The other dramatic piece was the subtle, ironic and funny high comedy titled Lust by the NDC. It was written by Tashandra Inniss, directed by Melinda Primo-Solomon and performed to precision by Kimberly Samuels, Keon Heywood and Taneka Caldeira. An extract from the TV show Agree to Disagree, a highlight of Rodney’s on-screen appearances, was done by Mark Luke-Edwards and Michael  Ignatius. The acknowledgment of Rodney as a comic actor was completed with a skit by The Reactors.

His career as a stand-up comedian was highlighted by the very effective sample of the art done by Chris Gopaul, as a salute to his senior practitioner. But the overall programme also benefited from variety such as the outstanding spoken word performance poem “I Love My Art” by Keon Heywood whose performance was considerably enhanced by guitar accompaniment provided by Siesta Duncan, who also performed a selection of her own.

On a quite different note was something rare. It was a selection played on the violin by Adaeze Lumumba, a versed performer in classical music. Different styles were represented by national spoken word slam poetry champion Rochelle Christie, and Tamara Rodney, a daughter of Henry who has developed her own brand of dramatic talent and was on board to perform for her father.

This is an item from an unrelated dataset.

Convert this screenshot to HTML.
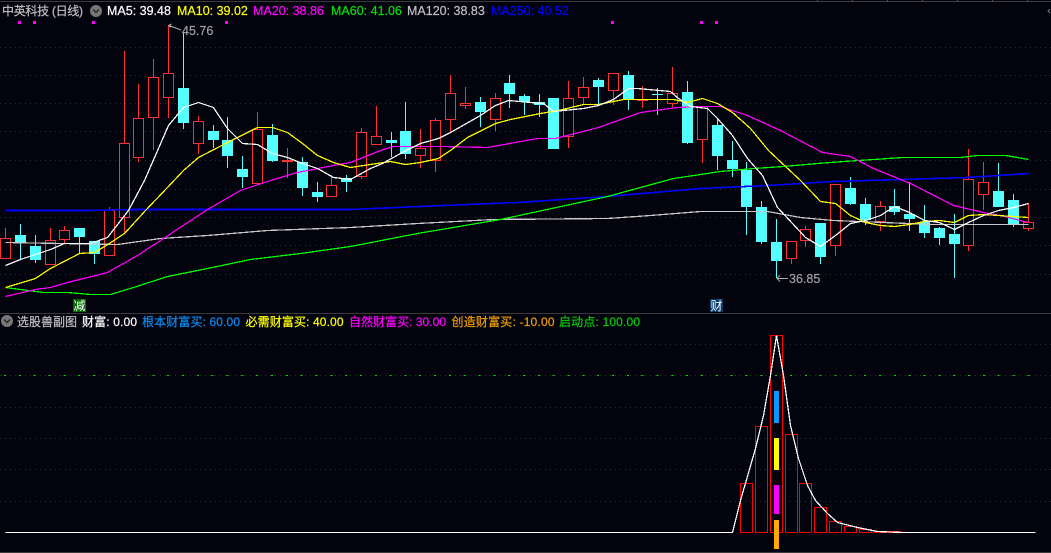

Rodney, as a popular performer, continued to be acknowledged in the show in other ways.  Kwasi Ace (Kwasi Edmondson) who is a comedian, an award winning actor and a Mashramani Soca Monarch, demonstrated why he is the best in his field as a soca artist – his lyrics contain intellectual power, only slightly disguised by their lively, crowd-rousing entertainment value.  Apart from being the best composer currently, he also commands the stage as a performer. The show also featured his rival, Jomo Primo, who is also a Mashramani Soca King.

Although in a different field, both soca practitioners represented the involvement of Rodney as a popular stage artist. And that was the overall tenor of the Henry Rodney All Star Benefit Show compiled by the NDC in honour of one of Guyana’s best known actors and an outstanding personality in stand-up comedy.